Tales of Charity

  • In 1969-1970 I was an intern and rotated in the ED for a month.
  • The elevators at Charity were a genetic study in real life.  There was an achondroplastic dwarf, a Marfan’s syndrome,  an Osteogenesis Imperfecta individual and a person with acromegaly.
  • When my MD husband (now an otolaryngologist) was rotating on morning medicine rounds in the medical ward, he saw three bedside tables with full glasses of orange juice.  All were tables of deceased persons who had passed away in the night.
  • Making rounds the morning after Mardi Gras there were three dead people in the waiting room.
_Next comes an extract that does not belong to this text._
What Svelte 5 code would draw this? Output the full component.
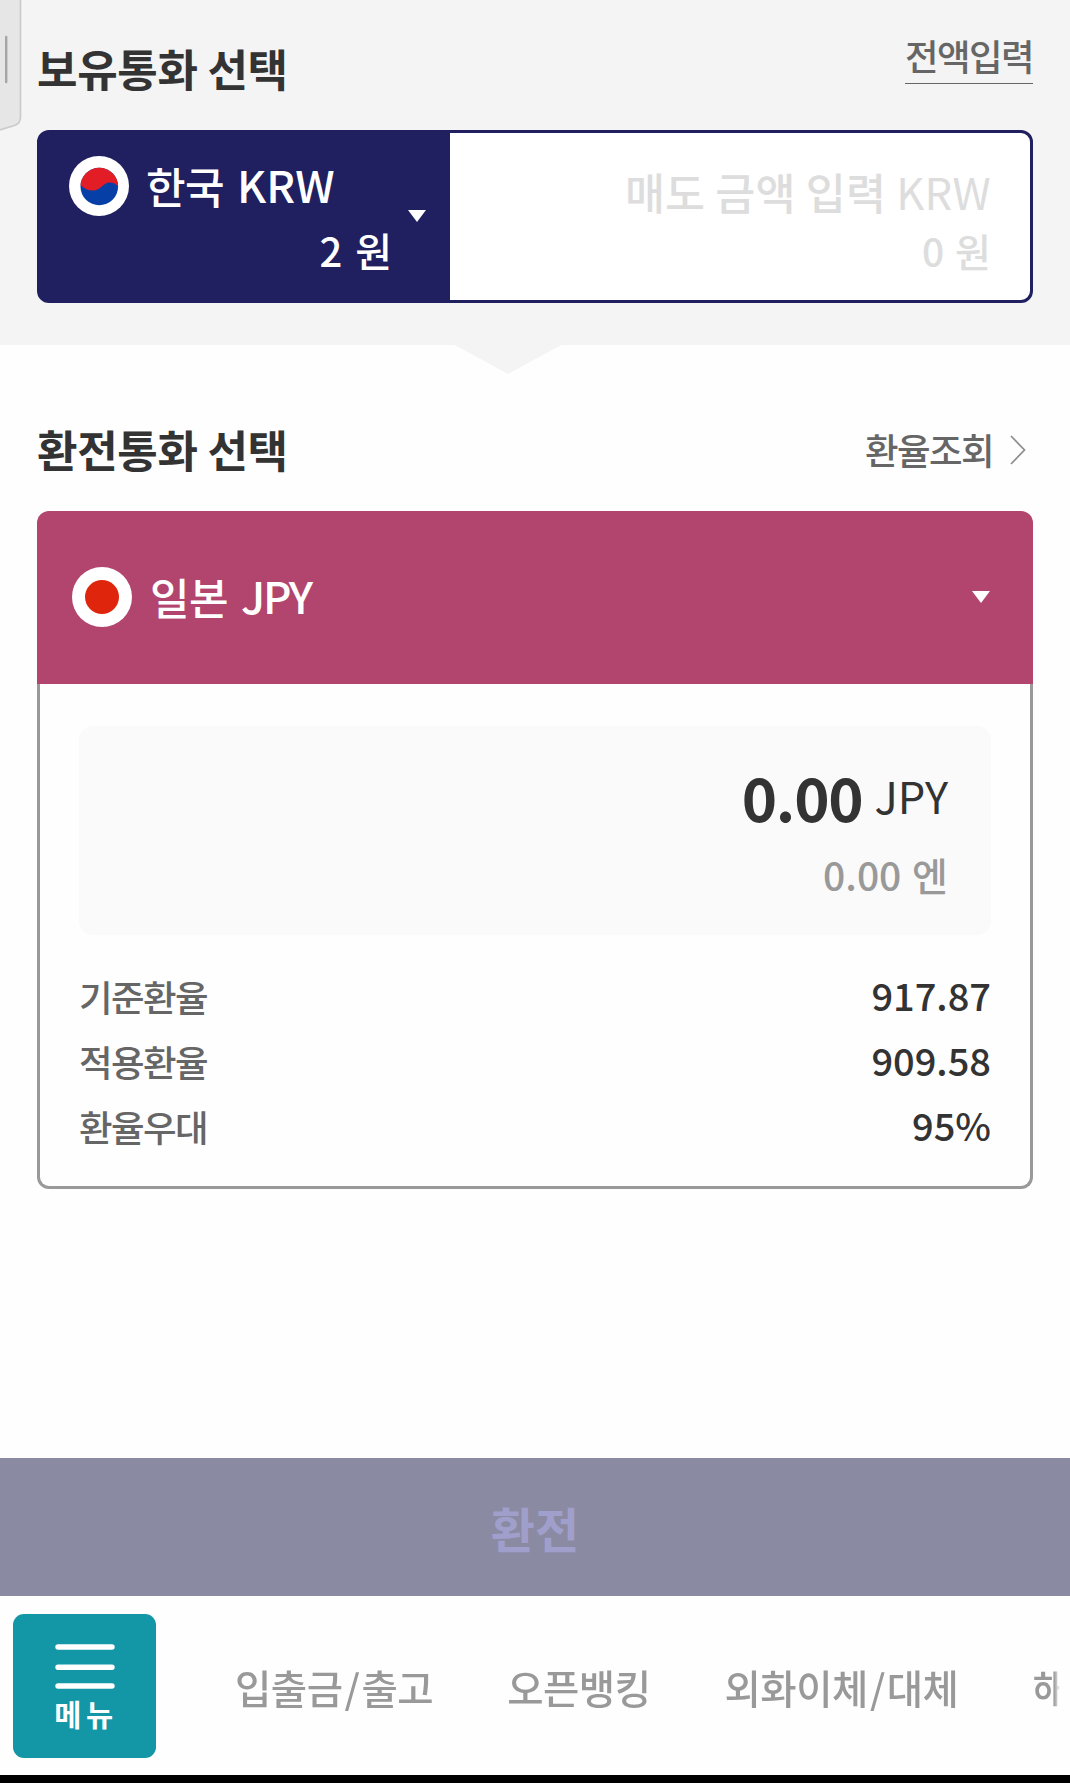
<script lang="ts">
  type Rate = {
    label: string
    value: string
  }

  const rates: Rate[] = [
    { label: "기준환율", value: "917.87" },
    { label: "적용환율", value: "909.58" },
    { label: "환율우대", value: "95%" },
  ]

  const navItems = ["입출금/출고", "오픈뱅킹", "외화이체/대체", "해"]
</script>

<main class="screen">
  <section class="holding">
    <svg class="edge-handle" width="23" height="132" viewBox="0 0 23 132">
      <path d="M-2 -2H20.5V117Q20.5 123.5 14.5 125.5L-2 130.5Z" fill="#e6e6e6" stroke="#cacaca" stroke-width="1.6" />
      <path d="M6.2 37V82" stroke="#a6a6a6" stroke-width="2.4" stroke-linecap="round" />
    </svg>

    <header class="section-head">
      <h2 class="title">보유통화 선택</h2>
      <button class="full-amount">전액입력</button>
    </header>

    <div class="sell-card">
      <button class="sell-currency">
        <div class="sell-info">
          <div class="sell-name">
            <svg class="flag" viewBox="0 0 60 60">
              <circle cx="30" cy="30" r="30" fill="#fff" />
              <circle cx="30.3" cy="30.5" r="18.8" fill="#0640a6" />
              <path d="M11.5 30.5A18.8 18.8 0 0 1 49.1 30.5Q46 26.5 40.5 26.5C34.5 26.5 31.5 34.5 24 34.5Q17 34.5 11.5 29Z" fill="#e31d25" />
            </svg>
            <span class="name">한국</span>
            <span class="code">KRW</span>
          </div>
          <div class="balance">2 원</div>
        </div>
        <svg class="caret" viewBox="0 0 18 12"><path d="M0 0H18L9 12Z" fill="#fff" /></svg>
      </button>
      <div class="sell-input">
        <div class="placeholder">매도 금액 입력 <span>KRW</span></div>
        <div class="placeholder-sub">0 원</div>
      </div>
    </div>

    <svg class="notch" viewBox="0 0 110 30"><path d="M0 0H110L55 30Z" fill="#f4f4f4" /></svg>
  </section>

  <section class="target">
    <header class="section-head">
      <h2 class="title">환전통화 선택</h2>
      <button class="rate-link">
        환율조회
        <svg class="chevron" viewBox="0 0 16 30">
          <path d="M1 1L14.5 15L1 29" fill="none" stroke="#8d8d8d" stroke-width="1.7" />
        </svg>
      </button>
    </header>

    <div class="buy-card">
      <button class="buy-currency">
        <svg class="flag" viewBox="0 0 60 60">
          <circle cx="30" cy="30" r="30" fill="#fff" />
          <circle cx="30" cy="30" r="17" fill="#df260d" />
        </svg>
        <span class="name">일본</span>
        <span class="code jpy">JPY</span>
        <svg class="caret" viewBox="0 0 18 12"><path d="M0 0H18L9 12Z" fill="#fff" /></svg>
      </button>
      <div class="buy-body">
        <div class="amount-box">
          <div class="amount"><strong>0.00</strong><span>JPY</span></div>
          <div class="amount-sub">0.00 엔</div>
        </div>
        <dl class="rates">
          {#each rates as rate}
            <div class="rate">
              <dt>{rate.label}</dt>
              <dd>{rate.value}</dd>
            </div>
          {/each}
        </dl>
      </div>
    </div>
  </section>

  <button class="submit">환전</button>

  <footer class="bottom">
    <button class="menu">
      <svg viewBox="0 0 60 46">
        <path d="M3 3H57M3 23.2H57M3 42H57" stroke="#fff" stroke-width="5.4" stroke-linecap="round" />
      </svg>
      <span>메뉴</span>
    </button>
    <nav class="nav">
      {#each navItems as item}
        <a href="#nav">{#each item.split("/") as part, i}{#if i}<span class="slash">/</span>{/if}{part}{/each}</a>
      {/each}
    </nav>
  </footer>
</main>

<style>
  :global(body) {
    background: #fefefe;
  }

  .screen {
    display: flex;
    flex-direction: column;
    box-sizing: border-box;
    width: 1070px;
    height: 1783px;
    overflow: hidden;
    border-bottom: 8px solid #000;
    background: #fefefe;
    color: #333;
    font-family: "Noto Sans CJK KR", sans-serif;
    font-weight: 500;
    white-space: nowrap;
  }

  button {
    margin: 0;
    padding: 0;
    border: 0;
    background: none;
    color: inherit;
    font: inherit;
  }

  .holding {
    position: relative;
    flex: none;
    box-sizing: border-box;
    height: 345px;
    padding: 0 37px;
    background: #f4f4f4;
  }

  .edge-handle {
    position: absolute;
    left: 0;
    top: 0;
  }

  .notch {
    position: absolute;
    left: 453px;
    top: 344px;
    width: 110px;
    height: 30px;
  }

  .section-head {
    display: flex;
    justify-content: space-between;
    align-items: flex-start;
  }

  .holding .section-head {
    height: 130px;
    padding-top: 32px;
    box-sizing: border-box;
  }

  .title {
    margin: 6px 0 0;
    font-size: 44px;
    line-height: 60px;
    font-weight: 700;
    letter-spacing: -0.3px;
  }

  .full-amount {
    height: 52px;
    border-bottom: 1px solid #666;
    color: #666;
    font-size: 36.5px;
    line-height: 47px;
    padding-bottom: 4px;
    box-sizing: border-box;
    letter-spacing: -1.6px;
  }

  .sell-card {
    display: flex;
    box-sizing: border-box;
    height: 173px;
    overflow: hidden;
    border: 3px solid #202060;
    border-radius: 12px;
    background: linear-gradient(to right, #202060 50px, #fff 50px);
  }

  .sell-currency {
    display: flex;
    box-sizing: border-box;
    width: 410px;
    padding-left: 29px;
    background: #202060;
    color: #fff;
    text-align: left;
  }

  .sell-info {
    display: flex;
    flex-direction: column;
    width: 323px;
    padding-top: 23px;
  }

  .sell-name {
    display: flex;
    align-items: center;
    height: 60px;
  }

  .flag {
    width: 60px;
    height: 60px;
    margin-right: 17px;
  }

  .name {
    font-size: 43px;
    line-height: 58px;
    padding-bottom: 2px;
    letter-spacing: -0.6px;
  }

  .code {
    margin-left: 13px;
    padding-bottom: 4px;
    font-size: 44px;
    line-height: 56px;
  }

  .jpy {
    letter-spacing: -2.2px;
  }

  .balance {
    font-size: 40px;
    line-height: 60px;
    margin-top: 4px;
    text-align: right;
    word-spacing: 4px;
  }

  .caret {
    width: 18px;
    height: 12px;
  }

  .sell-currency .caret {
    margin: 77px 0 0 16px;
  }

  .sell-input {
    flex: 1;
    padding: 29px 39px 0 0;
    color: #ddd;
    text-align: right;
  }

  .placeholder {
    font-size: 43.5px;
    line-height: 60px;
    letter-spacing: 0.2px;
  }

  .placeholder span {
    font-weight: 400;
  }

  .placeholder-sub {
    margin-top: -2px;
    font-size: 39px;
    line-height: 60px;
    word-spacing: 2px;
  }

  .target {
    flex: none;
    height: 1113px;
    box-sizing: border-box;
    padding: 0 37px;
  }

  .target .section-head {
    box-sizing: border-box;
    height: 166px;
    padding-top: 69px;
  }

  .target .title {
    margin-top: 5px;
  }

  .rate-link {
    display: flex;
    align-items: center;
    padding: 6px 7px 0 0;
    color: #666;
    font-size: 36.5px;
    line-height: 60px;
    letter-spacing: -1.6px;
  }

  .chevron {
    width: 16px;
    height: 30px;
    margin-left: 17px;
  }

  .buy-card {
    height: 678px;
  }

  .buy-currency {
    display: flex;
    align-items: center;
    box-sizing: border-box;
    width: 100%;
    height: 173px;
    padding: 0 43px 2px 35px;
    border-radius: 12px 12px 0 0;
    background: #b2456e;
    color: #fff;
  }

  .buy-currency .flag {
    margin-right: 18px;
  }

  .buy-currency .caret {
    margin-left: auto;
  }

  .buy-body {
    box-sizing: border-box;
    height: 505px;
    padding: 42px 39px 0;
    border: 3px solid #999;
    border-top: 0;
    border-radius: 0 0 12px 12px;
  }

  .amount-box {
    box-sizing: border-box;
    height: 209px;
    padding: 34px 43px 0 0;
    border-radius: 14px;
    background: #fafafa;
  }

  .amount {
    display: flex;
    justify-content: flex-end;
    line-height: 72px;
  }

  .amount strong {
    font-size: 60px;
    font-weight: 700;
    letter-spacing: -1.2px;
  }

  .amount span {
    margin-left: 12px;
    font-size: 43.5px;
    font-weight: 400;
  }

  .amount-sub {
    margin-top: 12px;
    color: #999;
    font-size: 39px;
    line-height: 60px;
    text-align: right;
    word-spacing: 2px;
  }

  .rates {
    margin: 28px 0 0;
  }

  .rate {
    display: flex;
    justify-content: space-between;
    height: 65px;
  }

  dt {
    color: #666;
    font-size: 36.5px;
    line-height: 67px;
    letter-spacing: -1.6px;
  }

  dd {
    margin: 0;
    font-size: 38px;
    line-height: 63px;
  }

  .submit {
    flex: none;
    height: 138px;
    background: #8b8aa3;
    color: #a09fcc;
    font-size: 48px;
    font-weight: 700;
  }

  .bottom {
    display: flex;
    flex: none;
    box-sizing: border-box;
    height: 179px;
    padding: 18px 10px 0 13px;
  }

  .menu {
    display: flex;
    flex-direction: column;
    align-items: center;
    width: 143px;
    height: 144px;
    padding-top: 30px;
    box-sizing: border-box;
    border-radius: 11px;
    background: #1396a6;
    color: #fff;
  }

  .menu svg {
    width: 60px;
    height: 46px;
    flex: none;
  }

  .menu span {
    padding-left: 3px;
    font-size: 29.5px;
    line-height: 47px;
    font-weight: 700;
    letter-spacing: 4.5px;
  }

  .nav {
    display: flex;
    flex: 1;
    gap: 74px;
    overflow: hidden;
    padding-left: 79px;
    -webkit-mask-image: linear-gradient(to left, transparent, #000 6px);
    mask-image: linear-gradient(to left, transparent, #000 6px);
  }

  .nav a {
    color: #999;
    font-size: 39.5px;
    line-height: 145px;
    letter-spacing: -0.5px;
    text-decoration: none;
  }

  .slash {
    padding: 0 2px;
  }
</style>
  • I remember that you couldn’t call the eye resident before doing a slit lamp exam first.
  • I had a patient in the exam room with an long leg wound covered with maggots.  I remembered the rule not to let the patient get between you and the door.
  • My MD husband covered an LSU ward for a friend for a few hours.  A student nurse was supposed to care for diabetics in coma.  In error she gave the insulin to the patients in the adjoining beds.  These unfortunate patients responded to DW50.
  • When i worked the night shift in the ED I had a man with what seemed to me to be have an unremarkable history.  He had pulmonary edema on x-ray.  I signed him out and when I returned the next day discovered that he was a drug user.